In arrivo nelle sale «Il Codice Da Vinci»
Facciamoci un regalo boicottiamo il film
Alessandro Zaccuri
Ormai ci siamo. Tutto perfettamente predisposto. Anteprima al festival di Cannes, poi Il Codice Da Vinci tenterà di invadere le sale di mezzo mondo. Sarà la versione cinematografica del più improbabile e incontenibile best seller del nuovo millennio e potrebbe produrre sfracelli non meno clamorosi. In termini di box office, certo, ma anche di produzione di equivoci per mezzo di equivoci, di sgangherata approssimazione culturale, di abborracciata enfatizzazione del pregiudizio, non importa quanto infame. Con una prevedibile aggravante: diretto da Ron Howard e interpretato da Tom Hanks, il film ha tutte le premesse per risultare di gran lunga più suadente – per fattura e suggestione – rispetto al romanzo da cui è tratto. Perché un conto è leggere Dan Brown, che descrive il Louvre e Temple Church adoperando una prosa da guida turistica, un altro è vedere la piramide di Pei che emerge dal buio sul grande schermo. E un conto è cercare di mettere ordine nelle improbabili invenzioni dello scrittore americano, un altro è trovarsi il “codice” già bello e confezionato sotto gli occhi, con tanto di effetti speciali, musica ad effetto e conseguenti effetti collaterali. Quali? La denigrazione della Chiesa cattolica, tanto per cominciare. La fantasmagorica ricostruzione delle origini del cristianesimo, la riduzione dell’opera di Leonardo a contorta caccia al tesoro enigmistica, la confusione programmatica di dati e date, la fantastoria spacciata come storia. Al punto che, com’è noto, nelle scorse settimane Dan Brown ha dovuto affrontare un processo per plagio intentatogli dagli autori del Sacro Graal, il fantasioso saggio dal quale il romanziere ha attinto a man bassa. La giustizia inglese lo ha prosciolto dall’accusa, d’accordo, ma resta la bizzarria di un preteso copyright sul “segreto” che si nasconderebbe nell’affresco milanese del Cenacolo.

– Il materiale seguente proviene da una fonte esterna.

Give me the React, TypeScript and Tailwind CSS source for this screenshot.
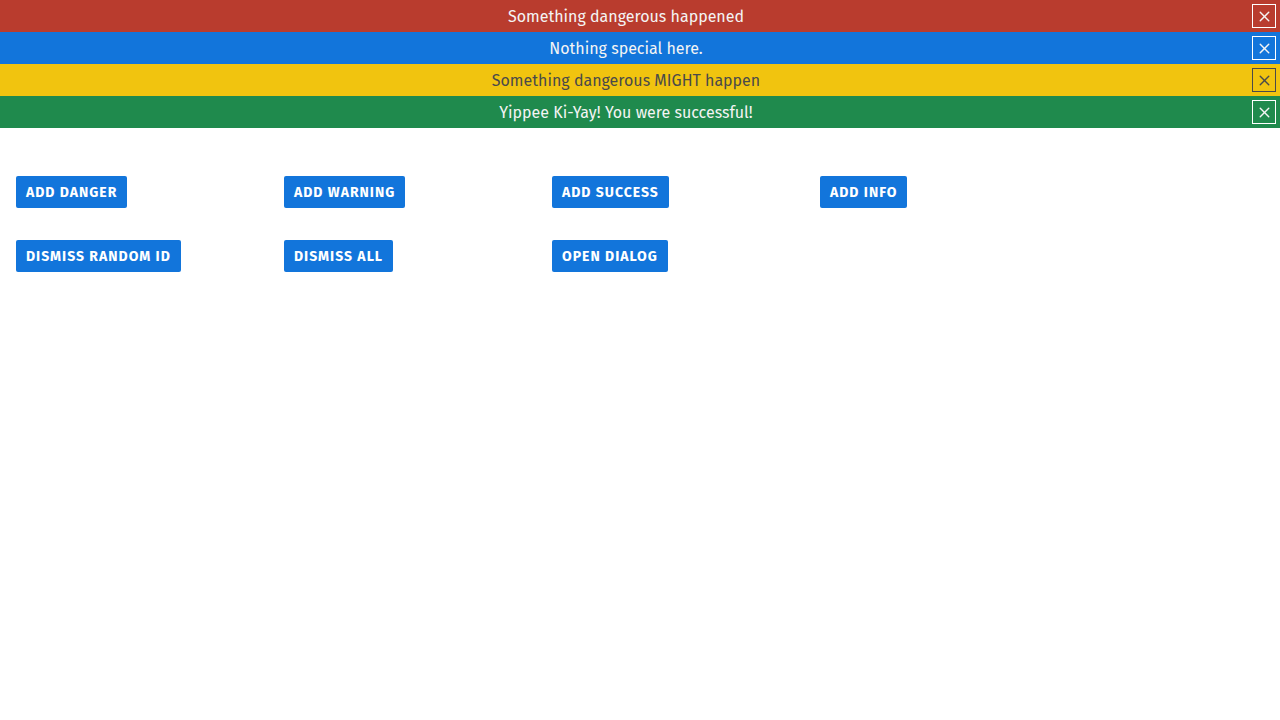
import { X } from 'lucide-react';

type Alert = { id: number; text: string; bg: string; fg: string; border: string };

const ALERTS: Alert[] = [
  { id: 1, text: 'Something dangerous happened', bg: 'bg-[#b93c2e]', fg: 'text-[#f4f4f4]', border: 'border-white' },
  { id: 2, text: 'Nothing special here.', bg: 'bg-[#1275db]', fg: 'text-[#f4f4f4]', border: 'border-white' },
  { id: 3, text: 'Something dangerous MIGHT happen', bg: 'bg-[#f1c40f]', fg: 'text-[#4a4a4a]', border: 'border-[#4a4a4a]' },
  { id: 4, text: 'Yippee Ki-Yay! You were successful!', bg: 'bg-[#1f8a4d]', fg: 'text-[#f4f4f4]', border: 'border-white' },
];

const BUTTONS = [
  ['Add danger', 'Add warning', 'Add success', 'Add info'],
  ['Dismiss random id', 'Dismiss all', 'Open dialog'],
];

export default function App() {
  return (
    <div className="min-h-[720px] bg-white font-['Fira_Sans','Open_Sans',sans-serif]">
      <div>
        {ALERTS.map((a) => (
          <div key={a.id} className={`flex h-8 items-center ${a.bg} ${a.fg}`}>
            <span className="flex-1 pt-[2px] text-center text-base">{a.text}</span>
            <button className={`mr-1 flex h-6 w-6 items-center justify-center border ${a.border}`}>
              <X size={17} strokeWidth={2} />
            </button>
          </div>
        ))}
      </div>
      <div className="flex flex-col gap-8 px-4 pt-12">
        {BUTTONS.map((row, i) => (
          <div key={i} className="grid grid-cols-[repeat(4,268px)]">
            {row.map((b) => (
              <div key={b}>
                <button className="h-8 rounded-[2px] bg-[#1275db] px-[10px] pt-[2px] text-sm font-bold uppercase tracking-[1px] text-white">
                  {b}
                </button>
              </div>
            ))}
          </div>
        ))}
      </div>
    </div>
  );
}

Già da tempo – e finora senza successo – l’Opus Dei ha chiesto che la pellicola tuteli in qualche modo la loro istituzione, che nel ro manzo – atttraverso un gioco di nomi – viene impietosamente caricaturata come una sorta di Spectre cattolica, centrale di ogni possibile intrigo e nefandezza. Ma Il Codice Da Vinci solleva un problema che, al cinema come in libreria, riguarda la Chiesa nella sua interezza. Non a caso ieri monsignor Angelo Amato, segretario della Congregazione per la dottrina della fede, ha invitato i cattolici a un sostanziale boicottaggio della pellicola, sollevando nel contempo una questione che merita di essere considerata con attenzione. Lo “strano successo” del Codice, infatti, sarebbe in qualche modo spiegabile anche attraverso una perdurante incapacità dei cattolici a “dare le ragioni della propria speranza”. Al netto della fede (e in alcuni casi perfino della buona fede), ne sappiamo insomma poco, abbiamo una conoscenza troppo confusa e incerta della nostra tradizione religiosa. E ci si lascia infinocchiare.
«In questi casi – avverte monsignor Amato – i cristiani dovrebbero essere più sensibili al rifiuto della menzogna e della diffamazione gratuita». Di qui appunto l’idea di un illuminato boicotaggio, azione civilmente decorosa, che in altri paesi viene usata per dar forza alla cittadinanza e farla pesare nelle operazioni commerciali. Tutto sta a volerlo questo pacifico sabotaggio, sensibilizzando amici e parenti, e promuovendo un passa-parola ironico quanto fatale. Almeno ci riscatteremmo, rispetto all’indolenza scioccamente regalata al libro.